SET EXERCISE: Search the material for the string "Tailwind" and copy each line where it occurs.

LISTING:
——————
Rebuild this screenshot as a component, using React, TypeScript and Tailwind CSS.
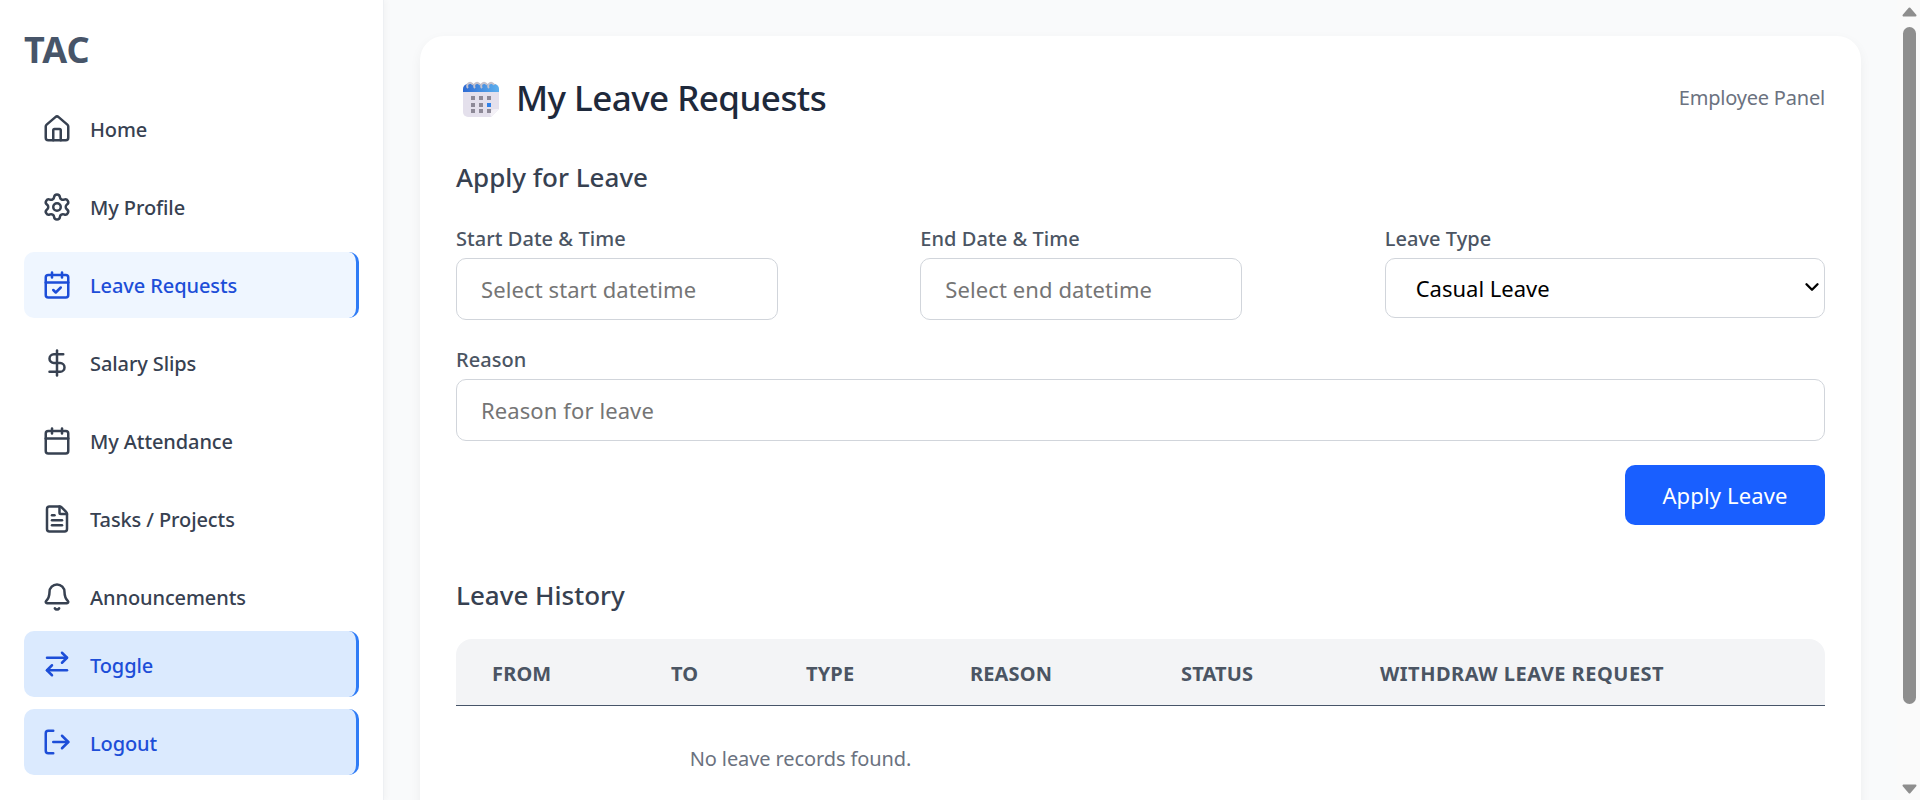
import React from 'react';
import { House, Settings, CalendarCheck, DollarSign, Calendar, FileText, Bell, ArrowRightLeft, LogOut, ChevronDown } from 'lucide-react';

const navItems = [
  { label: 'Home', icon: House },
  { label: 'My Profile', icon: Settings },
  { label: 'Leave Requests', icon: CalendarCheck, active: true },
  { label: 'Salary Slips', icon: DollarSign },
  { label: 'My Attendance', icon: Calendar },
  { label: 'Tasks / Projects', icon: FileText },
  { label: 'Announcements', icon: Bell },
];

function CalendarEmoji() {
  return (
    <svg width="36" height="38" viewBox="0 0 36 38" className="shrink-0">
      <defs>
        <linearGradient id="calTop" x1="0" y1="0" x2="1" y2="0">
          <stop offset="0" stopColor="#2e6bd3" />
          <stop offset="1" stopColor="#5db0ee" />
        </linearGradient>
      </defs>
      <path d="M5 5h26a5 5 0 0 1 5 5v20l-8 8H5a5 5 0 0 1-5-5V10a5 5 0 0 1 5-5z" fill="#e4e0ec" />
      <path d="M0 13v-3a5 5 0 0 1 5-5h26a5 5 0 0 1 5 5v3z" fill="url(#calTop)" />
      <path d="M36 30l-8 8c-1-3-1-5 0-6 1-2 4-2 8-2z" fill="#f4f1f7" />
      {[6, 13, 20, 27].map((x) => (
        <path key={x} d="M0 8a3 3 0 1 1 5 -3" transform={`translate(${x - 1} 1)`} fill="none" stroke="#c4c1cc" strokeWidth="2" />
      ))}
      {[8, 16, 24].map((x) =>
        [17, 24, 30].map((y) => (
          <rect key={`${x}-${y}`} x={x} y={y} width="4" height="4" fill={x === 24 && y === 24 ? '#2f80e8' : '#8d8997'} />
        ))
      )}
    </svg>
  );
}

function Label({ children }: { children: React.ReactNode }) {
  return <label className="block text-[20px] leading-[27px] font-medium text-[#4b5563] tracking-[0.05px] mb-[6px]">{children}</label>;
}

function ArrowHead({ down }: { down?: boolean }) {
  return (
    <svg width="15" height="10" viewBox="0 0 15 10" className="mx-auto">
      <path d={down ? 'M1.5 1.5h12L7.5 8.5z' : 'M1.5 8.5h12L7.5 1.5z'} fill="#8e8e8e" stroke="#8e8e8e" strokeWidth="2" strokeLinejoin="round" />
    </svg>
  );
}

export default function App() {
  return (
    <div className="flex h-[800px] overflow-hidden bg-[#f9fafb] text-[#374151] font-['Noto_Sans','Open_Sans',sans-serif]">
      <aside className="w-[384px] shrink-0 bg-white border-r border-[#eef0f3] shadow-[2px_0_6px_rgba(0,0,0,0.03)] px-6 pt-[24px] flex flex-col">
        <h1 className="text-[36px] leading-[52px] font-bold text-[#475569] mb-[20px]">TAC</h1>
        <nav className="flex flex-col gap-3">
          {navItems.map((item) => (
            <a
              key={item.label}
              className={`h-[66px] flex items-center gap-[18px] pl-[18px] rounded-[10px] text-[20px] font-medium tracking-[-0.1px] ${
                item.active ? 'bg-[#eff6ff] text-[#1d4ed8] border-r-[3px] border-[#2f7cf6]' : 'text-[#374151]'
              }`}
            >
              <item.icon size={30} strokeWidth={2} />
              <span className="pt-[2px]">{item.label}</span>
            </a>
          ))}
        </nav>
        <div className="flex flex-col gap-3 mt-px">
          {[
            { label: 'Toggle', icon: ArrowRightLeft },
            { label: 'Logout', icon: LogOut },
          ].map((item) => (
            <button
              key={item.label}
              className="h-[66px] flex items-center gap-[18px] pl-[18px] rounded-[10px] text-[20px] font-medium tracking-[-0.1px] bg-[#dbeafe] text-[#1d4ed8] border-r-[3px] border-[#2f7cf6]"
            >
              <item.icon size={30} strokeWidth={2} />
              <span className="pt-[3px]">{item.label}</span>
            </button>
          ))}
        </div>
      </aside>

      <main className="flex-1 relative pl-9 pr-[59px] pt-9">
        <section className="bg-white rounded-[24px] shadow-[0_4px_12px_rgba(0,0,0,0.05)] px-9 pt-9 h-[900px]">
          <div className="flex items-center justify-between h-[52px]">
            <div className="flex items-center gap-[17px] pl-[7px]">
              <CalendarEmoji />
              <h2 className="text-[35px] font-medium tracking-[-0.55px] text-[#1e293b]">My Leave Requests</h2>
            </div>
            <span className="text-[20px] tracking-[-0.2px] text-[#6b7280]">Employee Panel</span>
          </div>

          <h3 className="text-[26px] leading-[38px] font-medium text-[#374151] mt-[34px]">Apply for Leave</h3>

          <div className="grid grid-cols-3 gap-6 mt-[29px]">
            <div>
              <Label>Start Date &amp; Time</Label>
              <input
                placeholder="Select start datetime"
                className="w-[322px] h-[62px] px-6 text-[22px] tracking-[0.1px] border border-[#d1d5db] rounded-[10px] bg-white placeholder:text-[#757575] outline-none"
              />
            </div>
            <div>
              <Label>End Date &amp; Time</Label>
              <input
                placeholder="Select end datetime"
                className="w-[322px] h-[62px] px-6 text-[22px] tracking-[0.1px] border border-[#d1d5db] rounded-[10px] bg-white placeholder:text-[#757575] outline-none"
              />
            </div>
            <div>
              <Label>Leave Type</Label>
              <div className="relative">
                <select className="w-full h-[60px] pl-[30px] pr-2 text-[22px] text-black border border-[#d1d5db] rounded-[10px] bg-white outline-none appearance-none">
                  <option>Casual Leave</option>
                </select>
                <ChevronDown size={22} strokeWidth={2.6} className="absolute right-[2px] top-[18px] text-black pointer-events-none" />
              </div>
            </div>
          </div>

          <div className="mt-[26px]">
            <Label>Reason</Label>
            <input
              placeholder="Reason for leave"
              className="w-full h-[62px] px-6 text-[22px] tracking-[0.1px] border border-[#d1d5db] rounded-[10px] placeholder:text-[#757575] outline-none"
            />
          </div>

          <div className="flex justify-end mt-6">
            <button className="w-[200px] h-[60px] rounded-[10px] bg-[#195fff] text-white text-[22px] tracking-[0.15px]">Apply Leave</button>
          </div>

          <h3 className="text-[26px] leading-[38px] font-medium text-[#374151] mt-[51px]">Leave History</h3>

          <table className="w-full table-fixed mt-[25px] border-separate border-spacing-0">
            <thead>
              <tr className="text-[20px] font-bold text-[#4b5563] text-left tracking-[0.15px]">
                <th className="h-[67px] pt-[3px] bg-[#f3f4f6] border-b border-[#475569] pl-9 w-[179px] rounded-tl-[16px]">FROM</th>
                <th className="h-[67px] pt-[3px] bg-[#f3f4f6] border-b border-[#475569] pl-9 w-[135px]">TO</th>
                <th className="h-[67px] pt-[3px] bg-[#f3f4f6] border-b border-[#475569] pl-9 w-[164px]">TYPE</th>
                <th className="h-[67px] pt-[3px] bg-[#f3f4f6] border-b border-[#475569] pl-9 w-[211px]">REASON</th>
                <th className="h-[67px] pt-[3px] bg-[#f3f4f6] border-b border-[#475569] pl-9 w-[200px]">STATUS</th>
                <th className="h-[67px] pt-[3px] bg-[#f3f4f6] border-b border-[#475569] pl-[35px] rounded-tr-[16px] tracking-[0.5px]">WITHDRAW LEAVE REQUEST</th>
              </tr>
            </thead>
            <tbody>
              <tr>
                <td colSpan={4} className="text-center pt-[38px] text-[20px] leading-[30px] tracking-[-0.1px] text-[#6b7280]">No leave records found.</td>
              </tr>
            </tbody>
          </table>
        </section>

        {/* scrollbar of the original window */}
        <div className="absolute top-0 right-0 bottom-0 w-[23px] bg-[#fafafa] pl-[4px] pr-[3px] pt-[7px] pb-[6px] flex flex-col justify-between">
          <div className="flex flex-col gap-[10px]">
            <ArrowHead />
            <div className="mx-auto w-[13px] h-[677px] rounded-full bg-[#8e8e8e]" />
          </div>
          <ArrowHead down />
        </div>
      </main>
    </div>
  );
}
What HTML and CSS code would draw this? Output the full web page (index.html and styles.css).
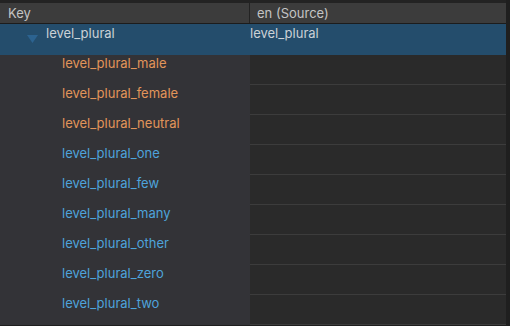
FILE: index.html
```html
<!DOCTYPE html>
<html>
<head>
<meta charset="utf-8">
<link rel="stylesheet" href="styles.css">
</head>
<body>
<div class="table">
  <div class="header">
    <div class="hcell key">Key</div>
    <div class="hcell src">en (Source)</div>
  </div>
  <div class="row selected">
    <div class="cell key parent">
      <svg class="tri" width="11" height="8" viewBox="0 0 11 8"><path d="M0 0 H11 L5.5 8 Z" fill="#2c6390"/></svg>
      <span>level_plural</span>
    </div>
    <div class="cell src">level_plural</div>
  </div>
  <div class="row"><div class="cell key child orange">level_plural_male</div><div class="cell src"></div></div>
  <div class="row"><div class="cell key child orange">level_plural_female</div><div class="cell src"></div></div>
  <div class="row"><div class="cell key child orange">level_plural_neutral</div><div class="cell src"></div></div>
  <div class="row"><div class="cell key child blue">level_plural_one</div><div class="cell src"></div></div>
  <div class="row"><div class="cell key child blue">level_plural_few</div><div class="cell src"></div></div>
  <div class="row"><div class="cell key child blue">level_plural_many</div><div class="cell src"></div></div>
  <div class="row"><div class="cell key child blue">level_plural_other</div><div class="cell src"></div></div>
  <div class="row"><div class="cell key child blue">level_plural_zero</div><div class="cell src"></div></div>
  <div class="row"><div class="cell key child blue">level_plural_two</div><div class="cell src"></div></div>
</div>
</body>
</html>
```
FILE: styles.css
```css
html, body {
  margin: 0;
  padding: 0;
  background: #1f1f1f;
  width: 510px;
  height: 326px;
  overflow: hidden;
  font-family: Inter, "Noto Sans", sans-serif;
  font-size: 13px;
}
.table {
  width: 506px;
  padding-top: 3px;
  background: #232323;
}
.header {
  display: flex;
  height: 20px;
  border-bottom: 1px solid #1c1c1c;
  color: #c4c4c4;
}
.hcell {
  background: #3c3c3c;
  display: flex;
  align-items: center;
  box-sizing: border-box;
}
.hcell.key {
  width: 250px;
  padding-left: 8px;
  border-right: 1px solid #232323;
}
.hcell.src {
  flex: 1;
  padding-left: 7px;
}
.row {
  display: flex;
  height: 30px;
}
.row.selected {
  height: 31px;
}
.cell {
  box-sizing: border-box;
  padding-top: 0;
  line-height: 16px;
}
.cell.key {
  width: 250px;
  background: #333337;
}
.cell.src {
  flex: 1;
  background: #2a2a2a;
  border-bottom: 1px solid #3c3c3c;
}
.row.selected .cell {
  background: #244d6c;
  border-bottom: none;
  color: #cbd1d6;
  padding-top: 1px;
}
.row.selected .cell.src {
  padding-left: 0;
}
.parent {
  display: flex;
  align-items: flex-start;
}
.tri {
  margin: 10px 8px 0 27px;
}
.child {
  padding-left: 62px;
}
.orange { color: #e2955a; }
.blue { color: #4ea3db; }
```
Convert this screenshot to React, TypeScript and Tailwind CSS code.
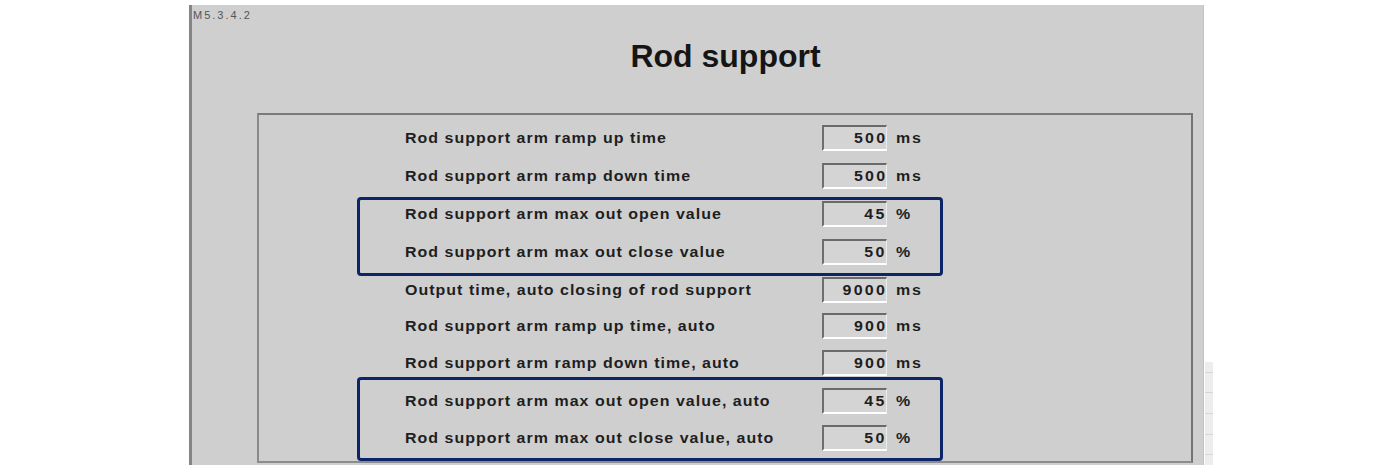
——————
SOLUTION TO THIS TASK:
Rebuild this screenshot as a component, using React, TypeScript and Tailwind CSS.
Convert this screenshot to React, TypeScript and Tailwind CSS code.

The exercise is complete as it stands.